For the ocean, twelve years of dredging and filling is the blink of an eye. Tectonic plates raise mountains more slowly, coral polyps build reefs more subtly, but they all work on the same principle: small units, repeated endlessly, shape the world. The difference here is speed and intent. Where nature gently coaxes land from water through eons of volcanic eruptions and reef growth, humans, with engines and steel, now redraw coastlines in a single political generation.
As the sun lifts free of the horizon, the new island looks, briefly, timeless. Light glances off the angular plane of a runway, sparkles on coils of barbed wire, finds a gleam on the water caught in tire tracks in the sand. The ocean, indifferent, keeps folding itself onto the shore and sliding back again.

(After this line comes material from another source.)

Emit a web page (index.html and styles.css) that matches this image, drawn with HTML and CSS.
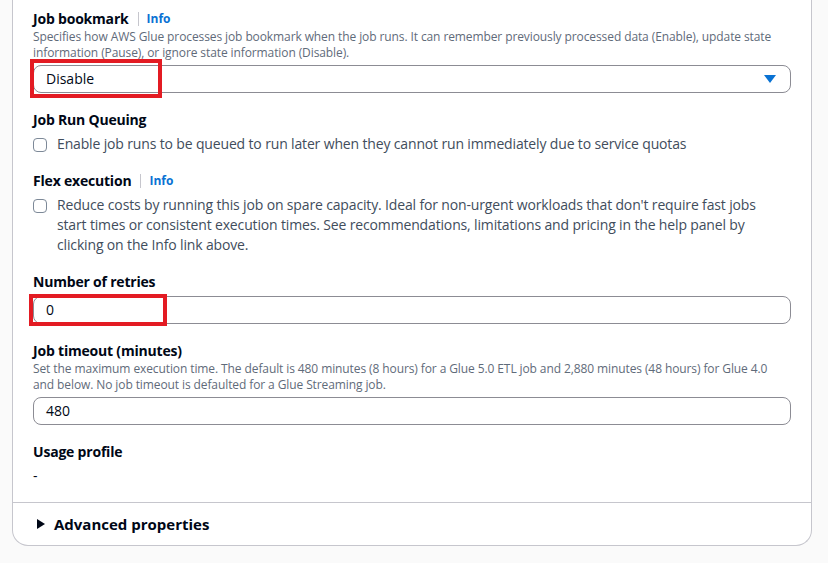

Whether these islands endure for centuries or slowly slump and erode, their existence has already changed how we think about the sea. They show, in stark, sandy relief, just how far we’re willing to go to stake a claim, to draw a line, to say: here, right here, this piece of ocean will be land because we have decided it should be.
The question that hangs over the waves is not just whether we can keep doing this, technically or politically, but what kind of relationship we want with the vast blue spaces that still cover most of our planet. Are they the last wild frontier, a shared commons, a living tapestry— or a canvas on which we will keep building, pouring, dredging, and filling, until even the horizon looks man-made?
Frequently Asked Questions
Why did China build artificial islands in the South China Sea?
The islands serve multiple purposes: asserting maritime claims, hosting military and surveillance facilities, supporting coast guard and fishing fleets, and extending logistical reach in a crowded, strategically important sea. They are both practical outposts and symbolic stakes in the water.
How are these islands actually constructed?
Engineers use large dredging ships to suck up sand and sediment from the seafloor and pump it onto shallow reefs and shoals. The sand is layered, compacted, and shaped by heavy machinery. Seawalls and rock revetments are built around the edges, and infrastructure—runways, ports, buildings, power systems—is added once the ground stabilizes.
What environmental impacts do these projects have?
Major impacts include the burial and destruction of coral reefs, increased water turbidity that reduces sunlight for marine life, damage to fish habitats and spawning grounds, and long-lasting changes to local ecosystems. These effects can ripple outward, affecting fisheries and biodiversity across a wide area.
Are the new islands stable and permanent?
They are engineered to be strong, but they’re inherently vulnerable to erosion, storm surges, and sea-level rise. Over decades, they will require continuous maintenance—reinforcing seawalls, adding more fill, repairing storm damage—to remain fully functional.
Do other countries build artificial islands too?
Yes. Land reclamation is common in places like Singapore, the Netherlands, and parts of the Middle East, where artificial islands and expanded coastlines support ports, airports, and housing. What makes the South China Sea projects distinct is their location in a heavily disputed maritime region and their scale and speed on fragile coral reef systems.